Select every line below containing the word "index".

··· AVAILABLE DATA ···

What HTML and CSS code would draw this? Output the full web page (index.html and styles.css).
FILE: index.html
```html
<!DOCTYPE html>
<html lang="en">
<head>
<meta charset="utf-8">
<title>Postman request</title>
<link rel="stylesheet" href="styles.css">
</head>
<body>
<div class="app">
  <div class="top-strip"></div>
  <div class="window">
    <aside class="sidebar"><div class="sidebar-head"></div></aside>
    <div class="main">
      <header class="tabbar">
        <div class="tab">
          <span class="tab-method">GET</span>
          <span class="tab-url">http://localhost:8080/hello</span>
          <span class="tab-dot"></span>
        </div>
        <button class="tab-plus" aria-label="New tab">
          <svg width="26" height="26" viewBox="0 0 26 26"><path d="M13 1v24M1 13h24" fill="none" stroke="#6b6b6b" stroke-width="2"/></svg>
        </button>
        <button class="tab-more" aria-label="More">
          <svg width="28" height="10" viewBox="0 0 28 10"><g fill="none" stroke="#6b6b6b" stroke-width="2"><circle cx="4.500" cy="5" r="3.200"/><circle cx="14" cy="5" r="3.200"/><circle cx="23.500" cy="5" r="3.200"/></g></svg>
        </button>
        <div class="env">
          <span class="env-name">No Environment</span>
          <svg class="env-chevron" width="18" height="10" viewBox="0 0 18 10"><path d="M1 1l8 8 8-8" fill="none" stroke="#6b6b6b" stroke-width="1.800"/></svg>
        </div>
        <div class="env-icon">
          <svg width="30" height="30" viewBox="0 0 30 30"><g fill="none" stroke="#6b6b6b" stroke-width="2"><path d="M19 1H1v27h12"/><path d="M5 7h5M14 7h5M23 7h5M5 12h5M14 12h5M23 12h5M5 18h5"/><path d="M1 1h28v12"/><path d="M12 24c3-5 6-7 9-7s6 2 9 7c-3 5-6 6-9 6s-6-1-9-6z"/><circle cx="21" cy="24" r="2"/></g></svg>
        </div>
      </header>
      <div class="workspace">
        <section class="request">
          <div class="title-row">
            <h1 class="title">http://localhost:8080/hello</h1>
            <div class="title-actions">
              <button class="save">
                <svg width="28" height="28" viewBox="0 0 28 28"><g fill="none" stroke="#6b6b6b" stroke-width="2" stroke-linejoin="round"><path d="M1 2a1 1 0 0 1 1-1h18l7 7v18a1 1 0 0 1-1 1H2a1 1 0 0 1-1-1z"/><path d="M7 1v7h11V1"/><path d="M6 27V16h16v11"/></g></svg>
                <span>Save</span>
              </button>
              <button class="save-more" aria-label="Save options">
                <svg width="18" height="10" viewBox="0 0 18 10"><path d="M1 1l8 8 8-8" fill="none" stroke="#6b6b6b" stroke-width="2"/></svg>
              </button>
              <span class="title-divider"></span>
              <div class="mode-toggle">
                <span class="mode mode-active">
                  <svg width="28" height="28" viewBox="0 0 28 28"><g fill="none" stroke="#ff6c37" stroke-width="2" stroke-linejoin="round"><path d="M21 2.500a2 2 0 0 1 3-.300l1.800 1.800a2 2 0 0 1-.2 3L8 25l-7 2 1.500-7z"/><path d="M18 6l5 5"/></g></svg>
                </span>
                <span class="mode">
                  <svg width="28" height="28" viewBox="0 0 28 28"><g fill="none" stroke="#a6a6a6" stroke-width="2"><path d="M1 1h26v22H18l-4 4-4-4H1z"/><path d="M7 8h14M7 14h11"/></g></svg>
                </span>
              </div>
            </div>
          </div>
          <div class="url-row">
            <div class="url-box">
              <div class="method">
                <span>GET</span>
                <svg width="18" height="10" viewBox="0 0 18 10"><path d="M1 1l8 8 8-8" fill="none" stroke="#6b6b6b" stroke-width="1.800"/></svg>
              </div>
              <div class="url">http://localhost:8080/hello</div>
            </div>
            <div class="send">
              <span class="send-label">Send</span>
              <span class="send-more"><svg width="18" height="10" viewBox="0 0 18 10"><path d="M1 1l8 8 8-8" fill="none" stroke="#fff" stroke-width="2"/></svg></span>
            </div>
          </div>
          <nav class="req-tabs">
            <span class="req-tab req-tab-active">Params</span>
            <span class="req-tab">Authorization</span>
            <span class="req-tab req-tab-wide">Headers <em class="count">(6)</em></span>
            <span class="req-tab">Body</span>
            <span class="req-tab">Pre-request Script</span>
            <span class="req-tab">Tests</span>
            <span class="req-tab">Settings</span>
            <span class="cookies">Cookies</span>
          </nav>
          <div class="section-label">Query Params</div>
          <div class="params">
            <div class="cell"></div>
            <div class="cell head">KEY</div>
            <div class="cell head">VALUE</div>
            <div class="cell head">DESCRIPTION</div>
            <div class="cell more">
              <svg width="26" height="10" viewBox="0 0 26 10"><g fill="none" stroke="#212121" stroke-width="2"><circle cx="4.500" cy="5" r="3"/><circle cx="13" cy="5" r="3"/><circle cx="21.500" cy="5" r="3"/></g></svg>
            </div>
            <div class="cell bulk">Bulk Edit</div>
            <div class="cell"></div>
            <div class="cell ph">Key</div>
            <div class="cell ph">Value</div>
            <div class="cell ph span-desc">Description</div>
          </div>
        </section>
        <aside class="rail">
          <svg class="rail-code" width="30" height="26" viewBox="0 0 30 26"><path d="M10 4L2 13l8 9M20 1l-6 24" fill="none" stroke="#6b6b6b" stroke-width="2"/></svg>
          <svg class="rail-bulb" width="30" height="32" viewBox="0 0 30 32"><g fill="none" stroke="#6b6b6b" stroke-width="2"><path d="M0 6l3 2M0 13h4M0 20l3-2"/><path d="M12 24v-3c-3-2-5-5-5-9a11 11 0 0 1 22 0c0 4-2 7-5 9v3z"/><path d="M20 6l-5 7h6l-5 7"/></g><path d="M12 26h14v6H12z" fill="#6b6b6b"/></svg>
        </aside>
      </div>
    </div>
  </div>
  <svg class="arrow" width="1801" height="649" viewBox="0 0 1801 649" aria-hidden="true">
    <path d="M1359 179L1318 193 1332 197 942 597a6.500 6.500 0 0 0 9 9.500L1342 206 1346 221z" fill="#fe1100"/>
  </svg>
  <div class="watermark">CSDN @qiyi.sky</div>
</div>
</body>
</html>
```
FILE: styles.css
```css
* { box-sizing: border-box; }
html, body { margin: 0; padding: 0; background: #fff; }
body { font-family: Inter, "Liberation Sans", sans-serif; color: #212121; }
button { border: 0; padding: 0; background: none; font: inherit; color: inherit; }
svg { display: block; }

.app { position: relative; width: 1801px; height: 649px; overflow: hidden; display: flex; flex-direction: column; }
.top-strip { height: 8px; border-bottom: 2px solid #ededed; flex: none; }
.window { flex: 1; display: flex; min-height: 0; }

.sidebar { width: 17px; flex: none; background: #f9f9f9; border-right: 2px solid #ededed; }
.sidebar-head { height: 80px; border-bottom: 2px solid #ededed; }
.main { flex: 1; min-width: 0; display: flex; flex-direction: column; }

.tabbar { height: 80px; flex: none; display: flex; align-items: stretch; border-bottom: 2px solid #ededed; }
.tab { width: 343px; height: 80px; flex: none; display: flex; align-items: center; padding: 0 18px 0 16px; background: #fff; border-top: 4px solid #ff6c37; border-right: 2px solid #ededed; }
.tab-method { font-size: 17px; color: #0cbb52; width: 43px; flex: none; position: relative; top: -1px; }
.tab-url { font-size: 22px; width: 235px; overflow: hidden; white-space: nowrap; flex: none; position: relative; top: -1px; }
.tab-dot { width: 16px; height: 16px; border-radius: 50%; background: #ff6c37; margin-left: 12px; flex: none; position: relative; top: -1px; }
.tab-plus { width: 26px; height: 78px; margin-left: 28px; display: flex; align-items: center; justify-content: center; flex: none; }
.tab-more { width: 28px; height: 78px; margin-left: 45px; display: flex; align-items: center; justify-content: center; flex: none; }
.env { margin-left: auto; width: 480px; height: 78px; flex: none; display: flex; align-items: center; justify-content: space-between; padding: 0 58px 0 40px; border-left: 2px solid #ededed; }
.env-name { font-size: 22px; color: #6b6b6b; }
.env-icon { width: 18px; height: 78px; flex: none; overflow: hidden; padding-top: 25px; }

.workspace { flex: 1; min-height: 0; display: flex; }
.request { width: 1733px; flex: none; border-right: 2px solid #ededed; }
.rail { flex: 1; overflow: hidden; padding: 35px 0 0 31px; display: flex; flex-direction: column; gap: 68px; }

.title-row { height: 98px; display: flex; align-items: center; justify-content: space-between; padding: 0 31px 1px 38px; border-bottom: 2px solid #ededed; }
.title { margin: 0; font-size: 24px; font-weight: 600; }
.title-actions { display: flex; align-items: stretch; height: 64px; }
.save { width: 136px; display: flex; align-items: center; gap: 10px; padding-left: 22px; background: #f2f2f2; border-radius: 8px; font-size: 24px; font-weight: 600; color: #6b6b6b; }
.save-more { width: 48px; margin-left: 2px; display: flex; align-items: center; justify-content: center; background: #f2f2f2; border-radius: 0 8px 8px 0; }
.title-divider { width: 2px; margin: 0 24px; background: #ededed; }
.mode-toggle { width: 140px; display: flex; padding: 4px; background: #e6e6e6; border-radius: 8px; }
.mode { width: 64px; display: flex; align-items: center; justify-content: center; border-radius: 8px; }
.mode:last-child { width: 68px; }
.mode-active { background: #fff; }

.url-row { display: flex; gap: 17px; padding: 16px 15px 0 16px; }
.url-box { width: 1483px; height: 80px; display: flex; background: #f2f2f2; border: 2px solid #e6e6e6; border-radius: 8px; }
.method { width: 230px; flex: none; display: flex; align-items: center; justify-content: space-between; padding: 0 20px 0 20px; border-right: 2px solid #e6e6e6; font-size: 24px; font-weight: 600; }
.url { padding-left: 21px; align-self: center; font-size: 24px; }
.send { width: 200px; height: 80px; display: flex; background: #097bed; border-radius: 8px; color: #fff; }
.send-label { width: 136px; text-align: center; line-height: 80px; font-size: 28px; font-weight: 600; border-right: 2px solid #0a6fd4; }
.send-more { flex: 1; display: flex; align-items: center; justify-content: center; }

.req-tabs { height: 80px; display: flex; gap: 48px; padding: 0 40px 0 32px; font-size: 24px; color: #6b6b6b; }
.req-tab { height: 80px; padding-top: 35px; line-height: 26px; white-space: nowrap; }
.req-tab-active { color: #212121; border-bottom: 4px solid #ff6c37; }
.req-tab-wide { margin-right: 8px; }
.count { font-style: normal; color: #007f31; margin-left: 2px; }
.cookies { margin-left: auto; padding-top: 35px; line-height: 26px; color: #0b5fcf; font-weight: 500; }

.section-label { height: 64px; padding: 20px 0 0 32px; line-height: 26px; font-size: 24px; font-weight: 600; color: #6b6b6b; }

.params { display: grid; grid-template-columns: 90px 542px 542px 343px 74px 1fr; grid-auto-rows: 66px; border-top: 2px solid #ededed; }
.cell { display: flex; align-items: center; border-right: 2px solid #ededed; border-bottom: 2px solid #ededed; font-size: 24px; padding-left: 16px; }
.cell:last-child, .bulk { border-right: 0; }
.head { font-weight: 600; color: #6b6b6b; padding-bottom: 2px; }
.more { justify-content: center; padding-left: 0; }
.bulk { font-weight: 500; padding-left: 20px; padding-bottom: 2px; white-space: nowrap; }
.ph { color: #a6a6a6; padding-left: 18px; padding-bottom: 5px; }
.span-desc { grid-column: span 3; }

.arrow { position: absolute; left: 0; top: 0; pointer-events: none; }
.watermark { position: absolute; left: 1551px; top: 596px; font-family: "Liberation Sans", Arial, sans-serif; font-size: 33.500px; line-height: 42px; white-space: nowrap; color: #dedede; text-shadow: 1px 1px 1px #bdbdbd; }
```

···

- RESPONSE TO THE EXERCISE
What HTML and CSS code would draw this? Output the full web page (index.html and styles.css).
FILE: index.html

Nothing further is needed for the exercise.